//Future_Total:A-AD1974
backword-to-i-dream-of-ching
Books, especially where embodied as marks on paper, are a living substrate. A physical book thereby expresses organismal Intention. By the operations of oral transmission, manual transcription, mechanical reproduction, varied translation, reference and cross-, redaction, commentary, collation, open interpretation, and spurious interpolation books can develop a kind of intelligence. The intelligence of books is slower than that of the book’s progenitor, the brain, and far, far slower than the intelligence of the book’s offspring, computer code. Though slow, this lettered intelligence moves with great inertia and wild force, subsuming great thinkers and outliving empires. Perhaps nowhere is this more apparent than in the oldest work from the Eastern tradition, the Book of Changes. At once a formal mathematical system, a magickal practice, a manual for statecraft, and an orientalist phantasm, the ancient classic speaks to us as a non-linear, churning, oracular mind.
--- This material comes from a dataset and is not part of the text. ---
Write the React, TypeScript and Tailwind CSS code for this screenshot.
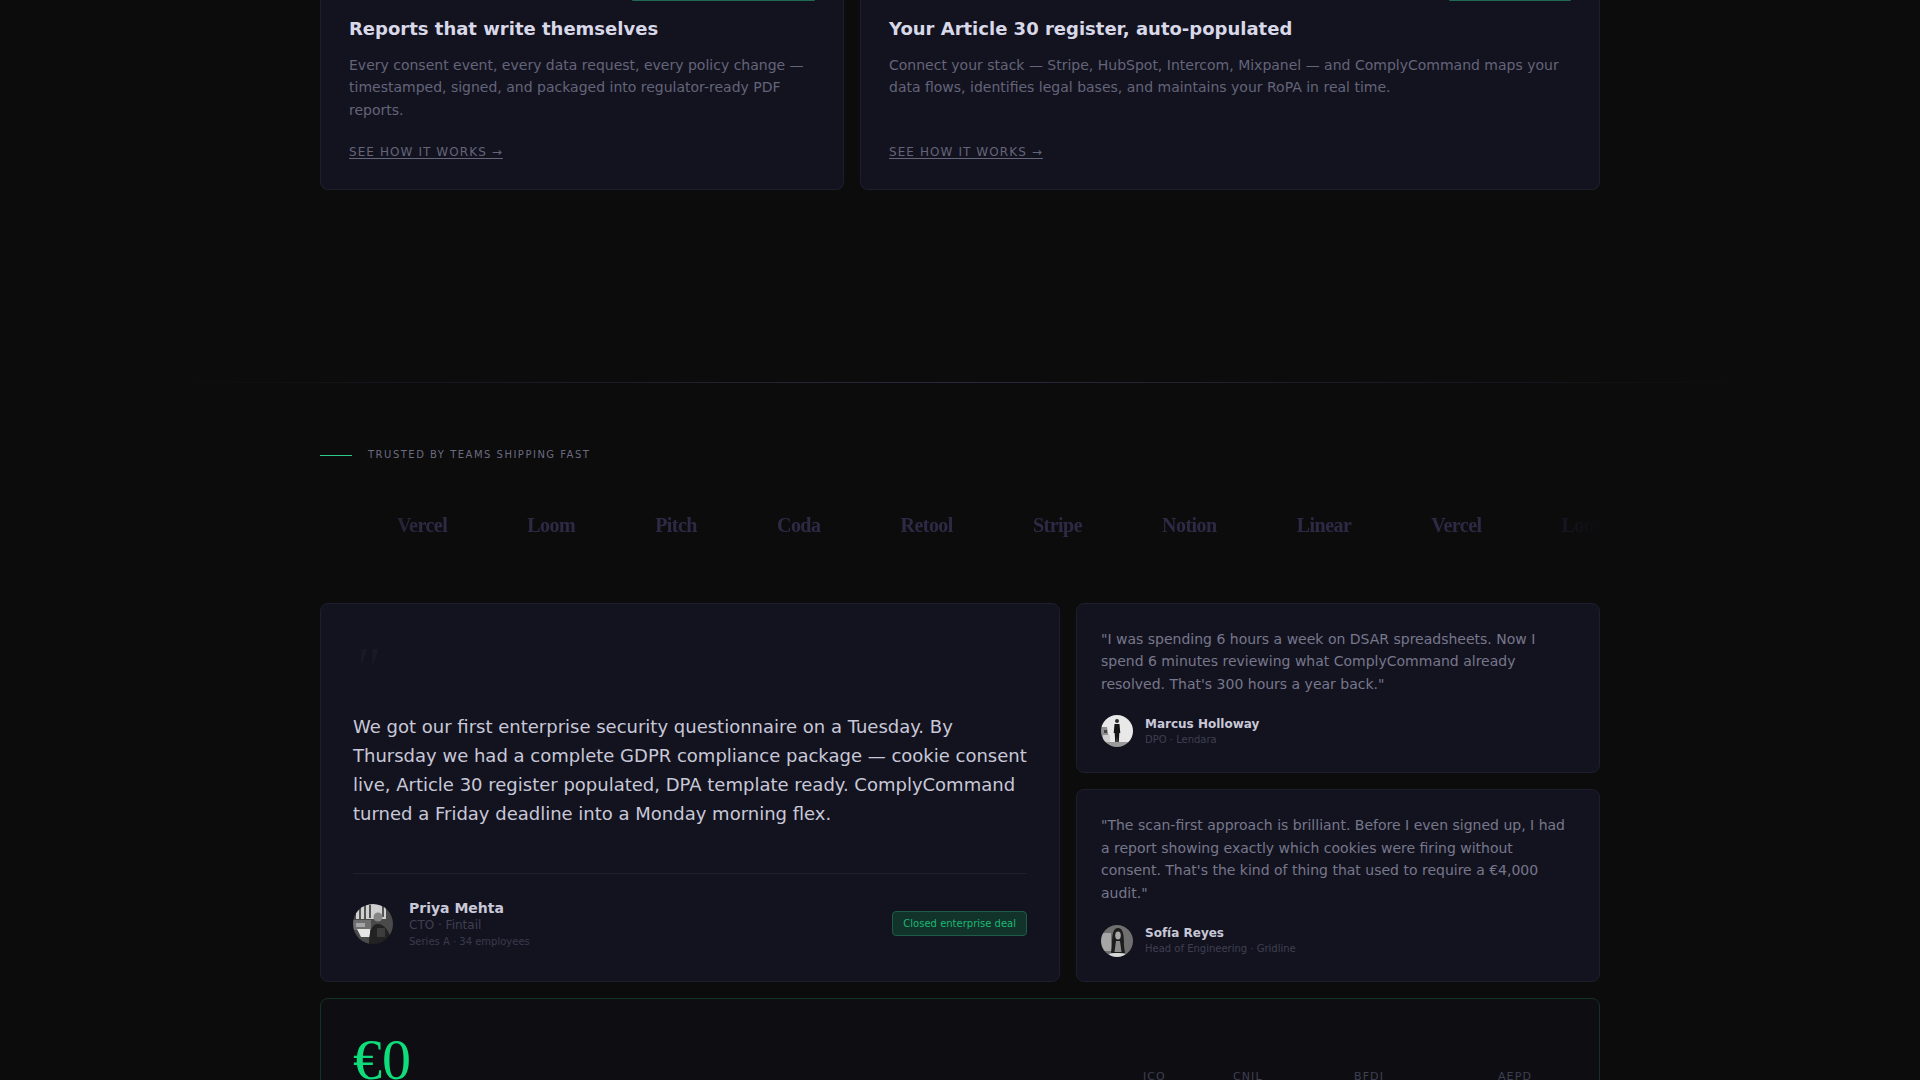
const sans = 'font-["DejaVu_Sans",sans-serif]';

const logos = ['Vercel', 'Loom', 'Pitch', 'Coda', 'Retool', 'Stripe', 'Notion', 'Linear', 'Vercel', 'Loom', 'Pitch'];

function PriyaAvatar() {
  return (
    <svg viewBox="0 0 40 40" className="h-10 w-10 shrink-0 rounded-full">
      <g className="blur-[0.5px]">
        <rect width="40" height="40" fill="#4a4a4a" />
        <rect x="3" y="0" width="30" height="15" fill="#cfcfcf" />
        <path d="M7 1v14M12 1v14M17 1v13M30 1v12" stroke="#2b2b2b" strokeWidth="1.500" />
        <rect x="0" y="16" width="18" height="10" fill="#6e6e6e" />
        <path d="M4 25h13v8H8z" fill="#e6e6e6" />
        <path d="M3 19h9v4H3z" fill="#a5a5a5" />
        <circle cx="25" cy="13" r="4.500" fill="#858585" />
        <path d="M16 40c0-13 3-20 9-20s11 6 15 20z" fill="#222" />
        <path d="M24 24h8v9h-8z" fill="#3d3d3d" />
      </g>
    </svg>
  );
}

function MarcusAvatar() {
  return (
    <svg viewBox="0 0 32 32" className="h-8 w-8 shrink-0 rounded-full">
      <g className="blur-[0.3px]">
        <rect width="32" height="32" fill="#e8e8e8" />
        <path d="M0 12h6l2 12H0z" fill="#8f8f8f" />
        <path d="M2 20h7v8H2z" fill="#d0d0d0" />
        <path d="M3 15h3v3H3z" fill="#444" />
        <circle cx="16" cy="6" r="2" fill="#2a2a2a" />
        <path d="M13.500 9h5l.8 9h-1l-.6 11h-1.400l-.3-8-.3 8h-1.400l-.6-11h-1z" fill="#151515" />
        <path d="M0 27h32v5H0z" fill="#9b9b9b" />
      </g>
    </svg>
  );
}

function SofiaAvatar() {
  return (
    <svg viewBox="0 0 32 32" className="h-8 w-8 shrink-0 rounded-full">
      <g className="blur-[0.4px]">
        <rect width="32" height="32" fill="#6f6f6f" />
        <rect x="0" y="8" width="10" height="18" fill="#a6a6a6" />
        <path d="M11 20c0-12 1.500-17 6-17s6 5 6 17c0 3 1 6 1 8H10c0-2 1-5 1-8z" fill="#1c1c1c" />
        <ellipse cx="17" cy="10.500" rx="2.800" ry="4" fill="#a9a9a9" />
        <path d="M15 16h4l1.500 11h-7z" fill="#8a8a8a" />
        <path d="M4 32c1-3 6-4 12-4s11 1 12 4z" fill="#d8d8d8" />
      </g>
    </svg>
  );
}

function FeatureCard({ title, body, barWidth }: { title: string; body: string; barWidth: string }) {
  return (
    <div className="flex h-full flex-col rounded-b-lg border border-t-0 border-[#1e1e2e] bg-[#13131f] px-7 pb-[28px]">
      <div className={`ml-auto h-px rounded-b-sm bg-[#1f6b52] ${barWidth}`} />
      <h3 className="mt-[17px] text-[18px] font-bold leading-[22px] text-[#d8d8e8]">{title}</h3>
      <p className="mt-[14px] h-[67px] text-[14px] leading-[22.4px] text-[#64647a]">{body}</p>
      <a className="mt-[22px] w-fit text-[12px] leading-[18px] tracking-[0.09em] text-[#64647a] underline underline-offset-2">
        SEE HOW IT WORKS →
      </a>
    </div>
  );
}

export default function App() {
  return (
    <div className={`${sans} h-[1080px] overflow-hidden bg-[#0c0c0d]`}>
      <section className="mx-auto w-[1280px]">
        <div className="grid grid-cols-[524px_740px] gap-4">
          <FeatureCard
            title="Reports that write themselves"
            barWidth="w-[183px]"
            body="Every consent event, every data request, every policy change — timestamped, signed, and packaged into regulator-ready PDF reports."
          />
          <FeatureCard
            title="Your Article 30 register, auto-populated"
            barWidth="w-[122px]"
            body="Connect your stack — Stripe, HubSpot, Intercom, Mixpanel — and ComplyCommand maps your data flows, identifies legal bases, and maintains your RoPA in real time."
          />
        </div>
      </section>

      <div className="mt-[192px] h-px bg-gradient-to-r from-transparent from-[8%] via-[#2a2a3e] to-transparent to-[92%]" />

      <section className="mx-auto w-[1280px] pt-[64px]">
        <div className="flex items-center gap-4">
          <span className="h-px w-8 bg-[#2bc98a]" />
          <span className="text-[10px] leading-[16px] tracking-[0.15em] text-[#6b6b80]">TRUSTED BY TEAMS SHIPPING FAST</span>
        </div>

        <div className="mt-[49px] overflow-hidden [mask-image:linear-gradient(to_right,transparent,black_8%,black_92%,transparent)]">
          <div className="flex gap-20 whitespace-nowrap pl-[77px] font-['Liberation_Serif',serif] text-[20px] font-bold leading-[26px] tracking-[-0.026em] text-[#2e2a45]">
            {logos.map((name, i) => (
              <span key={i}>{name}</span>
            ))}
          </div>
        </div>

        <div className="mt-[65px] grid grid-cols-[740px_524px] grid-rows-[170px_193px] gap-4">
          <div className="row-span-2 flex flex-col rounded-lg border border-[#1e1e2e] bg-[#13131f] px-8 pt-8">
            <div className="h-[68px] pt-[8px] font-['Liberation_Serif',serif] text-[60px] italic leading-[48px] text-[#191926]">"</div>
            <p className="mt-[9.4px] text-[18px] leading-[28.8px] text-[#c8c8d8]">
              We got our first enterprise security questionnaire on a Tuesday. By Thursday we had a complete GDPR compliance package — cookie consent live, Article 30 register populated, DPA template ready. ComplyCommand turned a Friday deadline into a Monday morning flex.
            </p>
            <div className="mt-[44.6px] flex items-center border-t border-[#1e1e2e] pt-[25px]">
              <PriyaAvatar />
              <div className="ml-4">
                <div className="text-[14px] font-bold leading-[18px] text-[#c8c8d8]">Priya Mehta</div>
                <div className="text-[12px] leading-[17px] text-[#3f3f52]">CTO · Fintail</div>
                <div className="text-[10px] leading-[15px] text-[#3a3a4c]">Series A · 34 employees</div>
              </div>
              <span className="mb-[2px] ml-auto rounded-sm border border-[#1e5c48] bg-[#123329] px-[10px] py-[4px] text-[10px] leading-[15px] text-[#1cb877]">
                Closed enterprise deal
              </span>
            </div>
          </div>

          <div className="flex flex-col rounded-lg border border-[#1e1e2e] bg-[#13131f] px-6 pt-6">
            <p className="text-[14px] leading-[22.4px] text-[#77778c]">
              "I was spending 6 hours a week on DSAR spreadsheets. Now I spend 6 minutes reviewing what ComplyCommand already resolved. That's 300 hours a year back."
            </p>
            <div className="mt-5 flex items-center gap-3">
              <MarcusAvatar />
              <div>
                <div className="text-[12px] font-bold leading-[16px] text-[#c8c8d8]">Marcus Holloway</div>
                <div className="text-[10px] leading-[15px] text-[#3f3f52]">DPO · Lendara</div>
              </div>
            </div>
          </div>

          <div className="flex flex-col rounded-lg border border-[#1e1e2e] bg-[#13131f] px-6 pt-[24.4px]">
            <p className="text-[14px] leading-[22.4px] text-[#77778c]">
              "The scan-first approach is brilliant. Before I even signed up, I had a report showing exactly which cookies were firing without consent. That's the kind of thing that used to require a €4,000 audit."
            </p>
            <div className="mt-[20.6px] flex items-center gap-3">
              <SofiaAvatar />
              <div>
                <div className="text-[12px] font-bold leading-[16px] text-[#c8c8d8]">Sofía Reyes</div>
                <div className="text-[10px] leading-[15px] text-[#3f3f52]">Head of Engineering · Gridline</div>
              </div>
            </div>
          </div>
        </div>

        <div className="mt-4 flex h-[120px] items-start rounded-lg border border-[#123225] bg-[#0e0e12] px-8 pt-[29px]">
          <span className="font-['Liberation_Serif',serif] text-[58px] leading-[64px] text-[#0fdc7a]">€0</span>
          <div className="relative ml-auto mr-[38px] mt-[41px] grid w-[386px] grid-cols-[90px_121px_144px_31px] text-[11px] leading-[16px] tracking-[0.1em] text-[#3f3f52]">
            <span>ICO</span>
            <span>CNIL</span>
            <span>BFDI</span>
            <span>AEPD</span>
          </div>
        </div>
      </section>
    </div>
  );
}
As an act of love for that particular lettered intelligence, let i DREAM OF CHING add a layer (however thin) to this tissue. A kind of aesthetic commentary, a wry reflection, a fevered and unkempt gloss.Upon the pages of i DREAM OF CHING are marks of ink forced through a risograph stencil spinning at high speed. The soy-based ink, as organic substrate, remains active for the life of the book allowing the left- and right-hand pages of each spread to imprint further reflections on one another. Recto and verso cast dueling shadows; leaves talking amongst themselves.